For a global pandemic that has ended about 5.9 million lives and infected over 440 million people, it won’t be out of place to name it the biggest tragedy the world has seen in recent decades as its impact across all areas of human endeavour remains undeniable. With the devastating effect it has on our social and economic life, one can only hope for the crisis to quickly end. Interestingly, the entire world is presently coming to terms with the use of protective measures like the use of face masks and other face coverings, frequent hand washing, maintaining reasonable social distance, and carrying out routine medical tests upon traveling from one country to another.
The pandemic in the early months literally shut down the world from schools to offices to churches and other religious and social gatherings. But with the arrival of vaccines, our fears were allayed to an extent and our hopes were restored. Teachers and students returned to the classrooms, religious places began to open, and business operations gradually returned to the status quo.
A lot has really changed in the last two years about how we live, and one can only imagine if life will ever return to the carefree world we once had; the world where we partied without a worry about getting a virus or where kids could hold hands and play carelessly at the playgrounds without a concern in the world. Global tourism was greatly hit by the pandemic and its accompanying inconveniences, economies around the world saw a downward trajectory, and both local and international businesses felt the magnitude of the crisis.
Since the pandemic already disrupted life-as-usual, it is unlikely that life after the pandemic will return to life before the pandemic. While we are all anxious and excited about traveling freely without a burdensome isolation process and wearing face masks, we really would love to take along the few fascinating “perks” that came with the pandemic. Remote work for instance seems like something that has come to stay, virtual collaboration has taken its place in our affiliations and virtual assignments of expatriates for multinational corporations might just keep being a working model after the pandemic.

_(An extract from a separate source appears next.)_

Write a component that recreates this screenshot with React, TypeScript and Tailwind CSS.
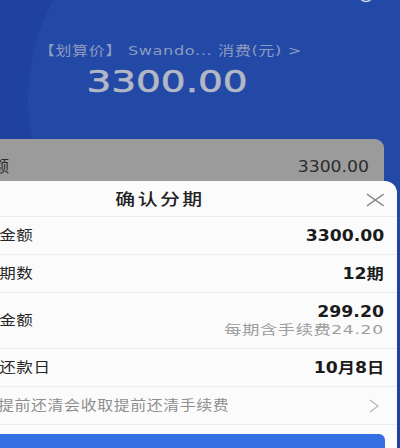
import { ReactNode } from "react";

const FONT = { fontFamily: '"DejaVu Sans", "Noto Sans CJK SC", sans-serif' };

function Row({ label, children, tall }: { label: string; children: ReactNode; tall?: boolean }) {
  return (
    <div
      className={`flex items-center justify-between border-b border-[#ededed] pl-[12px] pr-[13px] ${tall ? "h-[56px]" : "h-[38px]"}`}
    >
      <span className="inline-block origin-left scale-x-[1.18] text-[14px] tracking-[0.5px] text-[#262626] whitespace-nowrap">
        {label}
      </span>
      {children}
    </div>
  );
}

function Value({ children }: { children: ReactNode }) {
  return (
    <span className="inline-block origin-right scale-x-[1.15] text-[15px] leading-[18px] font-bold text-[#1b1b1b] whitespace-nowrap">
      {children}
    </span>
  );
}

export default function App() {
  return (
    <div className="relative w-[400px] h-[448px] overflow-hidden bg-[#1e429e]" style={FONT}>
      {/* decorative circle behind the header */}
      <div className="absolute left-[28px] top-[-112px] w-[424px] h-[424px] rounded-full bg-[#2349a6]" />
      {/* partial icon at top right */}
      <svg className="absolute right-[26px] top-[-12px]" width="16" height="15" viewBox="0 0 16 15">
        <circle cx="8" cy="7" r="6.5" fill="none" stroke="#c9d3ea" strokeWidth="1.6" />
      </svg>

      <div className="relative">
        <div className="w-[340px] pt-[41px] text-center text-[13px] leading-[20px] text-[#8d9bc0] whitespace-nowrap">
          <span className="inline-block scale-x-[1.24] tracking-[0.5px]">【划算价】 Swando... 消费(元) &gt;</span>
        </div>
        <div className="w-[335px] mt-[2px] text-center text-[30px] leading-[38px] text-[#b3b8c6]">
          <span className="inline-block scale-x-[1.3] [-webkit-text-stroke:0.6px]">3300.00</span>
        </div>

        <div className="mt-[38px] -ml-[70px] w-[454px] h-[320px] rounded-[9px] bg-[#9b9b9b]">
          <div className="flex items-center justify-between h-[56px] pl-[15px] pr-[15px]">
            <span className="text-[16px] text-[#2c2c2c]">订单金额</span>
            <span className="inline-block origin-right scale-x-[1.15] text-[15px] text-[#2c2c2c]">3300.00</span>
          </div>
        </div>
      </div>

      {/* confirm sheet over the dimmed page */}
      <div className="absolute top-[181px] left-[-47px] right-[3px] bottom-0 rounded-t-[12px] bg-[#fbfbfb]">
        <div className="flex items-center h-[36px] pt-[3px] border-b border-[#ededed]">
          <div className="w-[421px] text-center text-[16px] font-medium text-[#222]">
            <span className="inline-block scale-x-[1.24] tracking-[2px]">确认分期</span>
          </div>
          <svg className="ml-auto mr-[12px]" width="19" height="14" viewBox="0 0 19 14">
            <path d="M1 1 L18 13 M18 1 L1 13" stroke="#8a8a8a" strokeWidth="1.3" fill="none" />
          </svg>
        </div>

        <Row label="分期金额">
          <Value>3300.00</Value>
        </Row>
        <Row label="分期期数">
          <Value>12期</Value>
        </Row>
        <Row label="每期金额" tall>
          <div className="flex flex-col items-end">
            <Value>299.20</Value>
            <span className="inline-block origin-right scale-x-[1.32] text-[13px] leading-[17px] tracking-[0.5px] text-[#9c9c9c] whitespace-nowrap">
              每期含手续费24.20
            </span>
          </div>
        </Row>
        <Row label="每月还款日">
          <Value>10月8日</Value>
        </Row>
        <div className="flex items-center justify-between h-[38px] border-b border-[#ededed] pl-[12px] pr-[18px]">
          <span className="inline-block origin-left scale-x-[1.18] text-[13.5px] tracking-[0.5px] text-[#8e8e8e] whitespace-nowrap">
            若您提前还清会收取提前还清手续费
          </span>
          <svg width="10" height="14" viewBox="0 0 10 14">
            <path d="M1 1 L9 7 L1 13" stroke="#b5b5b5" strokeWidth="1.2" fill="none" />
          </svg>
        </div>

        <div className="mt-[9px] mr-[12px] h-[40px] rounded-[6px] bg-[#3470e4]" />
      </div>
    </div>
  );
}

Recent technologies that were created to help us cope with the pandemic will continue to be in use as we have all embraced the new normal. Maybe our social life will improve as we will be more at ease to physically connect, associate, and return to our communal style. Automation, artificial intelligence, and the metaverse will keep developing and they will continually challenge our willingness to embrace physical connection at the expense of virtual reality. Our social life presently hangs on mobile devices and a few phone clicks, and I doubt if post-pandemic that will experience much change. However, I am persuaded that a post-pandemic world will potentially relieve the healthcare sector that has been under severe pressure to ensure that lives are preserved, and fewer people get infected.
Global mobility will improve, tourists and globetrotters will jump on the planes again, multinationals will open more subsidiaries and our social gatherings will return.